Chinese online retail giant JD.com today launched an equity crowdfunding site, its second effort in crowdfunding. Eight months ago, it rolled out a Kickstarter-like site for its smart hardware initiative.
Alibaba Group and Suning, the leading retailers of home appliances and consumer electronics, reportedly are also about to launch equity crowdfunding sites.
On JD’s platform, every round of funding will be led by a professional investor, with qualified users able to join him or her, according to the company. There are or have been two dozen equity crowdfunding sites in China as of the end of 2014, many using the same methods.

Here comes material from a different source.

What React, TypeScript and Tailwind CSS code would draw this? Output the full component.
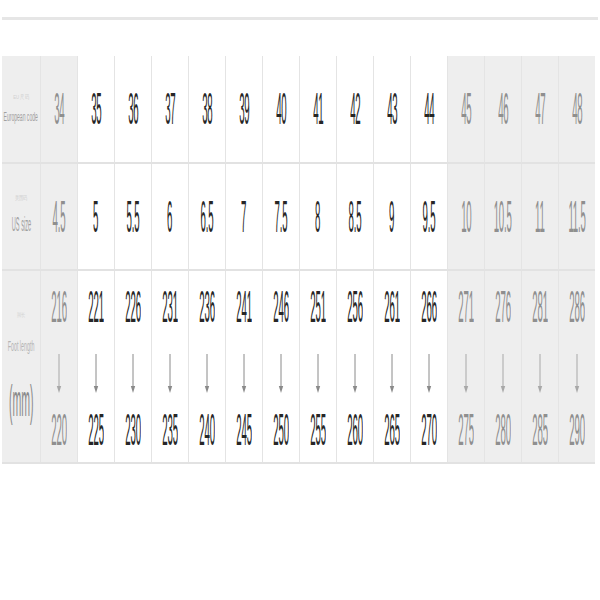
import React from 'react';

const EU = ['34', '35', '36', '37', '38', '39', '40', '41', '42', '43', '44', '45', '46', '47', '48'];
const US = ['4.5', '5', '5.5', '6', '6.5', '7', '7.5', '8', '8.5', '9', '9.5', '10', '10.5', '11', '11.5'];
const FROM = ['216', '221', '226', '231', '236', '241', '246', '251', '256', '261', '266', '271', '276', '281', '286'];
const TO = ['220', '225', '230', '235', '240', '245', '250', '255', '260', '265', '270', '275', '280', '285', '290'];

// columns 0 and 11-14 are greyed out
const isGrey = (i: number) => i === 0 || i >= 11;

function Num({ value, grey }: { value: string; grey: boolean }) {
  return (
    <span
      className={`inline-block scale-x-[0.22] text-[44px] leading-none tracking-tight ${grey ? 'text-[#8f8f8f]' : 'text-[#262626]'}`}
      style={{ fontFamily: '"Liberation Sans", Arial, sans-serif' }}
    >
      {value}
    </span>
  );
}

function Arrow({ grey }: { grey: boolean }) {
  const c = grey ? '#a8a8a8' : '#8a8a8a';
  return (
    <svg width="8" height="40" viewBox="0 0 8 40" className="block">
      <line x1="4" y1="0" x2="4" y2="36" stroke={c} strokeWidth="1" />
      <path d="M1.8 32 L4 39 L6.2 32 Z" fill={c} />
    </svg>
  );
}

function cellCls(i: number) {
  return `flex items-center justify-center border-l border-[#e4e4e4] ${isGrey(i) ? 'bg-[#eeeeee]' : 'bg-white'}`;
}

export default function App() {
  return (
    <div className="w-[600px] h-[600px] bg-white overflow-hidden" style={{ fontFamily: '"Liberation Sans", Arial, sans-serif' }}>
      <div className="pt-[17px] px-[2px]">
        <div className="h-[3px] bg-[#e6e6e6]" />
      </div>

      <div className="mt-[36px] ml-[2px] w-[593px] grid grid-cols-[38px_repeat(15,37px)] grid-rows-[108px_107px_191px] border-b-2 border-[#e2e2e2]">
        {/* row 1 */}
        <div className="flex flex-col items-center justify-center gap-[6px] bg-[#eeeeee] border-b-2 border-[#e2e2e2]">
          <span className="text-[6px] text-[#d0d0d0] scale-x-[0.7]">EU 尺码</span>
          <span className="inline-block text-[12px] text-[#a0a0a0] scale-x-[0.42] whitespace-nowrap">European code</span>
        </div>
        {EU.map((v, i) => (
          <div key={'eu' + v} className={`${cellCls(i)} border-b-2 border-b-[#e2e2e2]`}>
            <Num value={v} grey={isGrey(i)} />
          </div>
        ))}

        {/* row 2 */}
        <div className="flex flex-col items-center justify-center gap-[6px] bg-[#eeeeee] border-b-2 border-[#e2e2e2]">
          <span className="text-[6px] text-[#d0d0d0] scale-x-[0.7]">美国码</span>
          <span className="inline-block text-[20px] text-[#a0a0a0] scale-x-[0.28] whitespace-nowrap">US size</span>
        </div>
        {US.map((v, i) => (
          <div key={'us' + v} className={`${cellCls(i)} border-b-2 border-b-[#e2e2e2]`}>
            <Num value={v} grey={isGrey(i)} />
          </div>
        ))}

        {/* row 3 */}
        <div className="flex flex-col items-center justify-center bg-[#eeeeee]">
          <span className="text-[6px] text-[#d6d6d6] scale-x-[0.7] mb-[16px]">脚长</span>
          <span className="inline-block text-[14px] text-[#b4b4b4] scale-x-[0.38] whitespace-nowrap">Foot length</span>
          <span className="inline-block mt-[22px] text-[44px] leading-none text-[#8a8a8a] scale-x-[0.24]">(mm)</span>
        </div>
        {FROM.map((v, i) => (
          <div key={'ft' + v} className={`${cellCls(i)} flex-col justify-start pt-[14px]`}>
            <Num value={v} grey={isGrey(i)} />
            <div className="mt-[25px]">
              <Arrow grey={isGrey(i)} />
            </div>
            <div className="mt-[14px]">
              <Num value={TO[i]} grey={isGrey(i)} />
            </div>
          </div>
        ))}
      </div>
    </div>
  );
}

Participants are required to have earned no less than RMB300,000 (about US$48,000) in the last three years and have financial assets of not less than RMB1 million (about US$167,000).
It’s as yet unknown how JD, or indeed other sites, will verify professional investors. Nor are there laws or regulations to administer online equity crowdfunding in China. Chinese authorities issued a draft regulation on equity crowdfunding in December 2014. It is reported that the wait for the regulation for online equity crowdfunding to come out is why Alibaba Group is delaying its own site.
Most equity crowdfunding sites believe they’ll muddle through, no matter what they future regulations require. As existing regulations prohibit more than 200 individual shareholders in a company, Chinese crowdfunding sites have figured out a way to enable more than one person to jointly own a stake in private.
Michael Li, founder and CEO of VC.CN (a crowdfunding site connecting angel investors with startups), wrote an article explaining why he didn’t think online equity crowdfunding would work out, at least in China (article in Chinese). Besides the absence of laws and regulations, his main argument was that ordinary Chinese are not aware of the high risks in investing in early-stage startups, so that equity crowdfunding sites or startups may have trouble dealing with investors who find their money gone.
But some equity crowdfunding sites argue that they have set investor requirements that take risk tolerance into consideration. JD said they have a team for post-investment monitoring.